Erhürman demokratik ilkelere uygun olarak kendisine oy veren halkın beklentilerine dönük
hareket etmektedir. Sol ada yarısında çeşitlidir. “İşgale” inanan sol tarafından baltalansa da
Erhürman’ın CTP’sinin aldığı oya kıyasla “işgal” dışında söylemi olmayan sol partilerin aldıkları
oylar size toplum genelinin durumunu söylemektedir. O yüzden de Akıncı’nınki de dahil şu anda
üç parti/oluşum işgal söylemi yapmaktadır, oy isteyenler de vardır, yani gidip o partilerde siyaset
yapabilirsiniz, ifade alanlarınız oraya kaydırabilirsiniz. İlla ki CTP’nin bu politikaya dönemsini
istemeniz seçmenin sesini ifade etmedikleri bir uzanıma götürme arayışıdır ve egemenliğin
kaynağını Kıbrıslı Türkler’de değil Rum söylemlerinde ve temsiliyetimiz olmayan KC devleti
otoritesinde aramaktadır.
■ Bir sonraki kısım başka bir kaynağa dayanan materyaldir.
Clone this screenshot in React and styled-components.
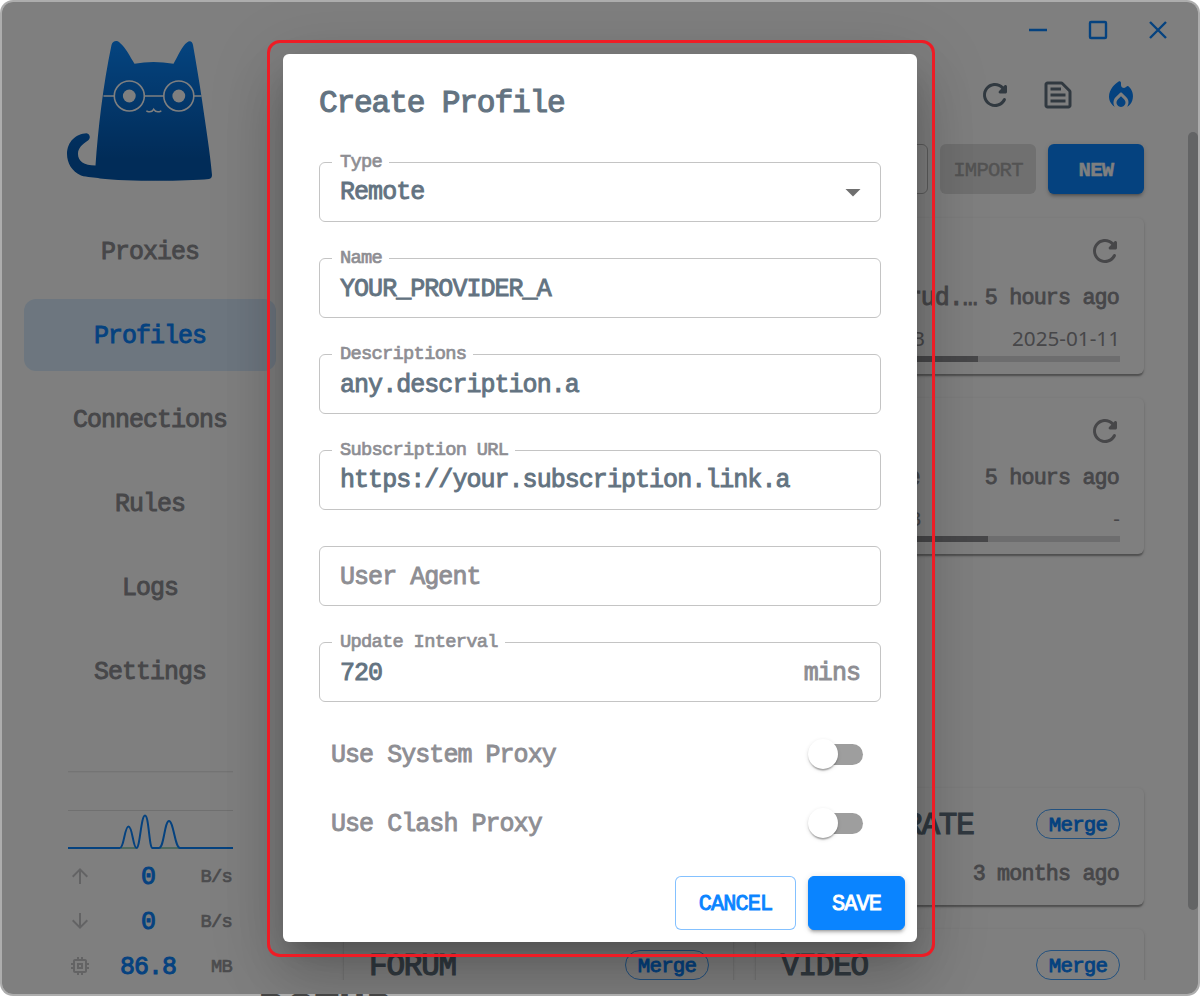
import React from "react";
import styled, { createGlobalStyle, css } from "styled-components";

const PRIMARY = "#0a84ff";
const TEXT = "#637381";
const MUTED = "#8e8e93";

const Global = createGlobalStyle`
  *, *::before, *::after { box-sizing: border-box; }
  body { margin: 0; background: #fff; overflow: hidden; }
`;

/* Monospaced text with a fixed advance per character. */
const mono = (pitch, stroke = 0.9) => css`
  font-family: "Liberation Mono", "DejaVu Sans Mono", monospace;
  font-size: ${pitch * 1.78}px;
  font-weight: 400;
  letter-spacing: ${-pitch * 0.068}px;
  line-height: 1.2;
  padding-top: 4px;
  white-space: pre;
  -webkit-text-stroke: ${stroke}px currentColor;
`;

const Desktop = styled.div`
  position: relative;
  width: 1200px;
  height: 996px;
  overflow: hidden;
  background: #fff;
`;

const PageHeading = styled.div`
  position: absolute;
  left: 258px;
  top: 989px;
  font: bold 34px/1 "DejaVu Sans", sans-serif;
  color: #666;
`;

const Window = styled.div`
  position: relative;
  display: flex;
  width: 1200px;
  height: 996px;
  border: 2px solid rgba(0, 0, 0, 0.32);
  border-radius: 13px;
  background: #fff;
  background-clip: padding-box;
  overflow: hidden;
`;

const Sidebar = styled.aside`
  display: flex;
  flex-direction: column;
  width: 296px;
  padding: 38px 22px 0;
`;

const Logo = styled.svg`
  display: block;
  width: 147px;
  height: 142px;
  margin: 0 0 33px 42px;
`;

const Nav = styled.nav`
  display: flex;
  flex-direction: column;
  gap: 12px;
`;

const NavItem = styled.a`
  ${mono(14)}
  display: flex;
  align-items: center;
  justify-content: center;
  height: 72px;
  border-radius: 12px;
  color: ${(p) => (p.$active ? PRIMARY : MUTED)};
  background: ${(p) => (p.$active ? "rgba(10, 132, 255, 0.15)" : "transparent")};
`;

const Traffic = styled.div`
  width: 165px;
  margin: 61px 0 0 44px;
`;

const Graph = styled.svg`
  display: block;
  width: 165px;
  height: 85px;
`;

const Stat = styled.div`
  display: grid;
  grid-template-columns: 24px 1fr 32px;
  align-items: center;
  height: 45px;
`;

const StatIcon = styled.svg`
  width: 24px;
  height: 24px;
  fill: #c6c6c9;
`;

const StatValue = styled.span`
  ${mono(14, 1)}
  color: ${PRIMARY};
  text-align: center;
  margin-left: 3px;
`;

const StatUnit = styled.span`
  ${mono(10.5, 0.7)}
  color: #98989c;
  justify-self: end;
  margin-right: 1px;
`;

const Main = styled.main`
  display: flex;
  flex-direction: column;
  flex: 1;
  padding: 10px 0 14px 46px;
`;

const TitleBar = styled.div`
  display: flex;
  justify-content: flex-end;
  align-items: center;
  gap: 24px;
  height: 36px;
  padding-right: 22px;
`;

const WindowIcon = styled.svg`
  width: 36px;
  height: 36px;
  fill: none;
  stroke: ${PRIMARY};
  stroke-width: 2.4;
`;

const Header = styled.header`
  display: flex;
  justify-content: flex-end;
  align-items: flex-start;
  gap: 27px;
  height: 96px;
  padding: 29px 59px 0 0;
`;

const Glyph = styled.svg`
  width: 36px;
  height: 36px;
  fill: ${(p) => p.$color || TEXT};
`;

const Toolbar = styled.div`
  display: flex;
  gap: 12px;
  height: 50px;
  width: 800px;
`;

const UrlInput = styled.div`
  flex: 1;
  border: 1px solid #b8b8b8;
  border-radius: 6px;
`;

const ToolButton = styled.div`
  ${mono(11.6, 0.4)}
  display: flex;
  align-items: center;
  justify-content: center;
  width: 96px;
  border-radius: 6px;
  color: ${(p) => (p.$primary ? "#fff" : "#a6a6a6")};
  font-weight: ${(p) => (p.$primary ? 700 : 400)};
  background: ${(p) => (p.$primary ? PRIMARY : "#e0e0e0")};
  box-shadow: ${(p) => (p.$primary ? "0 4px 2px -3px rgba(0,0,0,.2), 0 3px 3px rgba(0,0,0,.14), 0 1px 7px rgba(0,0,0,.12)" : "none")};
`;

const Scroller = styled.div`
  display: grid;
  flex: none;
  grid-template-columns: 389px 388px;
  grid-template-rows: 156px 156px 186px 117px 118px;
  gap: 24px 23px;
  height: 786px;
  padding-top: 24px;
  overflow: hidden;
  margin-left: -4px;
  padding-left: 4px;
`;

const Card = styled.section`
  display: flex;
  flex-direction: column;
  grid-row: ${(p) => p.$row};
  grid-column: ${(p) => p.$col};
  padding: ${(p) => (p.$short ? "18px 24px 0 25px" : "15px 24px 0 25px")};
  border-radius: 6px;
  background: #fff;
  box-shadow: 0 3px 1.5px -1.5px rgba(0, 0, 0, 0.2), 0 1.5px 1.5px rgba(0, 0, 0, 0.14), 0 1.5px 4.5px rgba(0, 0, 0, 0.12);
`;

const CardTop = styled.div`
  display: flex;
  justify-content: ${(p) => (p.$end ? "flex-end" : "space-between")};
  align-items: center;
  height: 36px;
  margin-right: ${(p) => (p.$end ? "-3px" : "0")};
`;

const CardTitle = styled.h2`
  ${mono(17.4, 1.2)}
  margin: 0;
  color: ${TEXT};
  padding-left: ${(p) => p.$indent || 0}px;
`;

const Chip = styled.span`
  ${mono(11.7)}
  display: flex;
  align-items: center;
  justify-content: center;
  width: 84px;
  height: 30px;
  border: 1px solid rgba(10, 132, 255, 0.75);
  border-radius: 15px;
  color: ${PRIMARY};
`;

const CardLine = styled.div`
  display: flex;
  justify-content: flex-end;
  align-items: center;
  height: ${(p) => p.$h}px;
  margin-top: ${(p) => p.$mt || 0}px;
`;

const Source = styled.span`
  ${mono(14)}
  color: ${MUTED};
  margin-right: ${(p) => p.$gap}px;
`;

const Ago = styled.span`
  ${mono(12.2, 0.8)}
  color: ${MUTED};
  margin-right: 1px;
`;

const Usage = styled.span`
  font: 20.7px/28px "Noto Sans", sans-serif;
  color: ${MUTED};
  margin-right: ${(p) => p.$gap || 0}px;
`;

const Track = styled.div`
  height: 6px;
  margin-top: ${(p) => p.$mt}px;
  background: #dadbdd;
`;

const Fill = styled.div`
  height: 6px;
  width: ${(p) => p.$value}px;
  background: ${MUTED};
`;

const ScrollThumb = styled.div`
  position: absolute;
  right: 0;
  top: 130px;
  width: 10px;
  height: 778px;
  border-radius: 5px;
  background: #c6c8cb;
`;

const Scrim = styled.div`
  position: absolute;
  inset: 0;
  display: flex;
  align-items: center;
  justify-content: center;
  background: rgba(0, 0, 0, 0.5);
`;

const Dialog = styled.div`
  display: flex;
  flex-direction: column;
  width: 634px;
  height: 888px;
  padding: 0 36px 12px;
  border-radius: 6px;
  background: #fff;
  box-shadow: 0 16px 22px -10px rgba(0, 0, 0, 0.2), 0 36px 57px 4px rgba(0, 0, 0, 0.14), 0 13px 69px 12px rgba(0, 0, 0, 0.12);
`;

const DialogTitle = styled.h1`
  ${mono(17.55, 1.1)}
  display: flex;
  align-items: center;
  height: 96px;
  margin: 0 0 12px;
  color: ${TEXT};
`;

const Fields = styled.div`
  display: flex;
  flex-direction: column;
  gap: 36px;
`;

const Field = styled.div`
  position: relative;
  display: flex;
  align-items: center;
  justify-content: space-between;
  height: 60px;
  padding: 0 20px;
  border: 1px solid #c4c4c4;
  border-radius: 6px;
`;

const FieldLabel = styled.label`
  ${mono(10.52, 0.7)}
  position: absolute;
  left: 12px;
  top: -12px;
  padding: 0 7px 0 8px;
  color: ${MUTED};
  background: #fff;
`;

const FieldValue = styled.span`
  ${mono(14.05)}
  color: ${(p) => (p.$muted ? MUTED : TEXT)};
  margin-bottom: ${(p) => p.$lift || 0}px;
`;

const Caret = styled.svg`
  width: 36px;
  height: 36px;
  margin-right: -11px;
  fill: #6f6f6f;
`;

const SwitchRow = styled.div`
  display: flex;
  align-items: center;
  justify-content: space-between;
  height: 69px;
  padding: 0 18px 0 12px;
`;

const Switches = styled.div`
  margin-top: 18px;
`;

const SwitchLabel = styled.span`
  ${mono(14.05)}
  color: ${MUTED};
`;

const Switch = styled.span`
  display: flex;
  align-items: center;
  width: 51px;
  height: 21px;
  border-radius: 11px;
  background: #9e9e9e;
`;

const Thumb = styled.span`
  flex: none;
  width: 30px;
  height: 30px;
  margin: 0 0 1px -4px;
  border-radius: 50%;
  background: #fff;
  box-shadow: 0 3px 1.5px -1.5px rgba(0, 0, 0, 0.2), 0 1.5px 1.5px rgba(0, 0, 0, 0.14), 0 1.5px 4.5px rgba(0, 0, 0, 0.12);
`;

const Actions = styled.div`
  display: flex;
  justify-content: flex-end;
  gap: 12px;
  margin: auto -24px 0 0;
`;

const ActionButton = styled.button`
  ${mono(12.3, 0.9)}
  height: 54px;
  width: ${(p) => (p.$primary ? 97 : 121)}px;
  padding: 4px 0 0;
  border: 1px solid ${(p) => (p.$primary ? PRIMARY : "rgba(10,132,255,.5)")};
  border-radius: 6px;
  color: ${(p) => (p.$primary ? "#fff" : PRIMARY)};
  background: ${(p) => (p.$primary ? PRIMARY : "#fff")};
  box-shadow: ${(p) => (p.$primary ? "0 4px 2px -3px rgba(0,0,0,.2), 0 3px 3px rgba(0,0,0,.14), 0 1px 7px rgba(0,0,0,.12)" : "none")};
`;

const Highlight = styled.div`
  position: absolute;
  left: 267px;
  top: 40px;
  width: 668px;
  height: 917px;
  border: 3px solid #ee1c25;
  border-radius: 13px;
`;

const REFRESH =
  "M17.65 6.35c-1.63-1.63-3.94-2.57-6.48-2.31-3.67.37-6.69 3.35-7.1 7.02C3.52 15.91 7.27 20 12 20c3.19 0 5.93-1.87 7.21-4.56.32-.67-.16-1.44-.9-1.44-.37 0-.72.2-.88.53-1.13 2.43-3.84 3.97-6.8 3.31-2.22-.49-4.01-2.3-4.48-4.52C5.31 9.44 8.26 6 12 6c1.66 0 3.14.69 4.22 1.78l-1.51 1.51c-.63.63-.19 1.71.7 1.71H19c.55 0 1-.45 1-1V6.41c0-.89-1.08-1.34-1.71-.71l-.64.65z";
const SNIPPET =
  "M14.17 5 19 9.83V19H5V5h9.17m0-2H5c-1.1 0-2 .9-2 2v14c0 1.1.9 2 2 2h14c1.1 0 2-.9 2-2V9.83c0-.53-.21-1.04-.59-1.41l-4.83-4.83c-.37-.38-.88-.59-1.41-.59zM7 15h10v2H7v-2zm0-4h10v2H7v-2zm0-4h7v2H7V7z";
const FIRE =
  "M12 12.9l-2.03 2c-.46.46-.82 1.03-.93 1.67C8.74 18.41 10.18 20 12 20s3.26-1.59 2.96-3.42c-.11-.64-.46-1.22-.93-1.67L12 12.9zM15.56 6.55C14.38 8.02 12 7.19 12 5.3V3.77c0-.8-.89-1.28-1.55-.84C8.12 4.49 4 7.97 4 13c0 2.92 1.56 5.47 3.89 6.86-.81-1.16-1.15-2.67-.72-4.25.24-.86.73-1.63 1.37-2.26L11.3 10.64c.39-.38 1.01-.38 1.4 0l2.73 2.69c.64.63 1.13 1.38 1.37 2.24.43 1.57.09 3.1-.71 4.26 1.57-.96 2.8-2.45 3.43-4.24 1.23-3.49.1-7.1-2.47-9.34-.44-.38-1.07-.2-1.49.3z";
const UP = "M4 12l1.41 1.41L11 7.83V20h2V7.83l5.58 5.59L20 12l-8-8-8 8z";
const DOWN = "M20 12l-1.41-1.41L13 16.17V4h-2v12.17l-5.58-5.59L4 12l8 8 8-8z";
const CHIP =
  "M15 9H9v6h6V9zm-2 4h-2v-2h2v2zm8-2V9h-2V7c0-1.1-.9-2-2-2h-2V3h-2v2h-2V3H9v2H7c-1.1 0-2 .9-2 2v2H3v2h2v2H3v2h2v2c0 1.1.9 2 2 2h2v2h2v-2h2v2h2v-2h2c1.1 0 2-.9 2-2v-2h2v-2h-2v-2h2zm-4 6H7V7h10v10z";

const navItems = ["Proxies", "Profiles", "Connections", "Rules", "Logs", "Settings"];
const stats = [
  { icon: UP, value: "0", unit: "B/s" },
  { icon: DOWN, value: "0", unit: "B/s" },
  { icon: CHIP, value: "86.8", unit: "MB" },
];
const fields = [
  { label: "Type", value: "Remote", select: true, lift: 2 },
  { label: "Name", value: "YOUR_PROVIDER_A" },
  { label: "Descriptions", value: "any.description.a" },
  { label: "Subscription URL", value: "https://your.subscription.link.a", lift: 2 },
  { placeholder: "User Agent" },
  { label: "Update Interval", value: "720", suffix: "mins" },
];

function CatLogo() {
  return (
    <Logo viewBox="66 40 147 142">
      <defs>
        <linearGradient id="cat" x1="0" y1="0" x2="0" y2="1">
          <stop offset="0" stopColor="#0a88ff" />
          <stop offset="0.85" stopColor="#0358b0" />
          <stop offset="1" stopColor="#0358b0" />
        </linearGradient>
      </defs>
      <path
        fill="url(#cat)"
        d="M95.5 165.500C98 130 103 85 111.500 45C112.500 41 117 39.500 120 43C126 48 129.500 56 134.500 63.800Q153 60.200 173.500 63.800C178 56 182 46 187 42.500C189.500 40 192.500 41 193 45C196 62 199 80 202 100C206 128 210 152 212 175Q212 178.500 209 179C185 181.500 125 181.500 100 178.500C95 177 87 177.500 81 175.500C72 171.500 67 163 67 154C67 142 76 133.500 86.500 133.300C90 134 91 138 88 140.500C82 144.500 78 148 78 154C78 161 84 165.500 95.500 165.500Z"
      />
      <g fill="none" stroke="#fff" strokeWidth="1.6">
        <circle cx="129.300" cy="96" r="15" />
        <circle cx="178.800" cy="96" r="15" />
        <path d="M103.500 96H114.300M144.300 96H163.800M193.800 96H201.500" />
        <path d="M147 111.200Q151.500 113 153.700 109.300Q156 113 160.700 111.200" strokeLinecap="round" />
      </g>
      <circle cx="129.300" cy="96" r="6.400" fill="#fff" />
      <circle cx="178.800" cy="96" r="6.400" fill="#fff" />
    </Logo>
  );
}

function Icon({ d, color }) {
  return (
    <Glyph viewBox="0 0 24 24" $color={color}>
      <path d={d} />
    </Glyph>
  );
}

function ProfileCard({ row, source, sourceGap, used, usedGap, expires, value }) {
  return (
    <Card $row={row} $col={2}>
      <CardTop $end>
        <Icon d={REFRESH} color={MUTED} />
      </CardTop>
      <CardLine $h={30} $mt={13}>
        <Source $gap={sourceGap}>{source}</Source>
        <Ago>5 hours ago</Ago>
      </CardLine>
      <CardLine $h={28} $mt={12}>
        <Usage $gap={usedGap}>{used}</Usage>
        <Usage>{expires}</Usage>
      </CardLine>
      <Track $mt={4}>
        <Fill $value={value} />
      </Track>
    </Card>
  );
}

export default function App() {
  return (
    <Desktop>
      <Global />
      <PageHeading>DOTUP</PageHeading>
      <Window>
        <Sidebar>
          <CatLogo />
          <Nav>
            {navItems.map((n) => (
              <NavItem key={n} $active={n === "Profiles"}>
                {n}
              </NavItem>
            ))}
          </Nav>
          <Traffic>
            <Graph viewBox="68 768 165 85">
              <path d="M68 771.800H233M68 810.500H233" stroke="#e0e0e0" />
              <path d="M121 848H136M160 848H180" stroke="#7fc4a8" strokeWidth="1.500" />
              <path
                d="M68 848H120C124 848 124.500 826.500 128.500 826.500S133 848 136.500 848S141 815.500 145 815.500S149 848 152.500 848H159C164 848 164.500 821 169 821S175 848 180 848H233"
                fill="none"
                stroke={PRIMARY}
                strokeWidth="2"
              />
            </Graph>
            {stats.map((s, i) => (
              <Stat key={i}>
                <StatIcon viewBox="0 0 24 24">
                  <path d={s.icon} />
                </StatIcon>
                <StatValue>{s.value}</StatValue>
                <StatUnit>{s.unit}</StatUnit>
              </Stat>
            ))}
          </Traffic>
        </Sidebar>
        <Main>
          <TitleBar>
            <WindowIcon viewBox="0 0 36 36">
              <path d="M9 18H27" />
            </WindowIcon>
            <WindowIcon viewBox="0 0 36 36">
              <rect x="10" y="10" width="16" height="16" rx="1" />
            </WindowIcon>
            <WindowIcon viewBox="0 0 36 36">
              <path d="M10 10L26 26M26 10L10 26" />
            </WindowIcon>
          </TitleBar>
          <Header>
            <Icon d={REFRESH} />
            <Icon d={SNIPPET} />
            <Icon d={FIRE} color={PRIMARY} />
          </Header>
          <Toolbar>
            <UrlInput />
            <ToolButton>IMPORT</ToolButton>
            <ToolButton $primary>NEW</ToolButton>
          </Toolbar>
          <Scroller>
            <Card $row={1} $col={1} />
            <ProfileCard row={1} source="rud.…" sourceGap={8} used="B" usedGap={87} expires="2025-01-11" value={197} />
            <Card $row={2} $col={1} />
            <ProfileCard row={2} source="e" sourceGap={65} used="B" usedGap={192} expires="-" value={207} />
            <Card $row={4} $col={1} />
            <Card $row={4} $col={2} $short>
              <CardTop>
                <CardTitle $indent={123}>RATE</CardTitle>
                <Chip>Merge</Chip>
              </CardTop>
              <CardLine $h={30} $mt={16}>
                <Ago>3 months ago</Ago>
              </CardLine>
            </Card>
            <Card $row={5} $col={1} $short>
              <CardTop>
                <CardTitle>FORUM</CardTitle>
                <Chip>Merge</Chip>
              </CardTop>
            </Card>
            <Card $row={5} $col={2} $short>
              <CardTop>
                <CardTitle>VIDEO</CardTitle>
                <Chip>Merge</Chip>
              </CardTop>
            </Card>
          </Scroller>
        </Main>
        <ScrollThumb />
        <Scrim>
          <Dialog>
            <DialogTitle>Create Profile</DialogTitle>
            <Fields>
              {fields.map((f, i) => (
                <Field key={i}>
                  {f.label && <FieldLabel>{f.label}</FieldLabel>}
                  <FieldValue $muted={!f.value} $lift={f.lift}>
                    {f.value || f.placeholder}
                  </FieldValue>
                  {f.select && (
                    <Caret viewBox="0 0 24 24">
                      <path d="M7 10l5 5 5-5z" />
                    </Caret>
                  )}
                  {f.suffix && <FieldValue $muted>{f.suffix}</FieldValue>}
                </Field>
              ))}
            </Fields>
            <Switches>
              {["Use System Proxy", "Use Clash Proxy"].map((s) => (
                <SwitchRow key={s}>
                  <SwitchLabel>{s}</SwitchLabel>
                  <Switch>
                    <Thumb />
                  </Switch>
                </SwitchRow>
              ))}
            </Switches>
            <Actions>
              <ActionButton>CANCEL</ActionButton>
              <ActionButton $primary>SAVE</ActionButton>
            </Actions>
          </Dialog>
        </Scrim>
      </Window>
      <Highlight />
    </Desktop>
  );
}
Toplumsal egemenliğimizin kaynağı ne Türkiye ne Rumlardır, Kıbrıslı
Türklerdir. Mücadelemiz de bunu hayata geçirmek için olmalıdır çünkü ancak o şekilde sesimiz
kısımayacaktır. CTP de işgal söylemine sarıldığı anda Akıncı’nın partisinin alabildiği oy üst
çatısında siyaset yapabilir, onun yanında yerini alır. Hodri meydan! Deneyin, görün.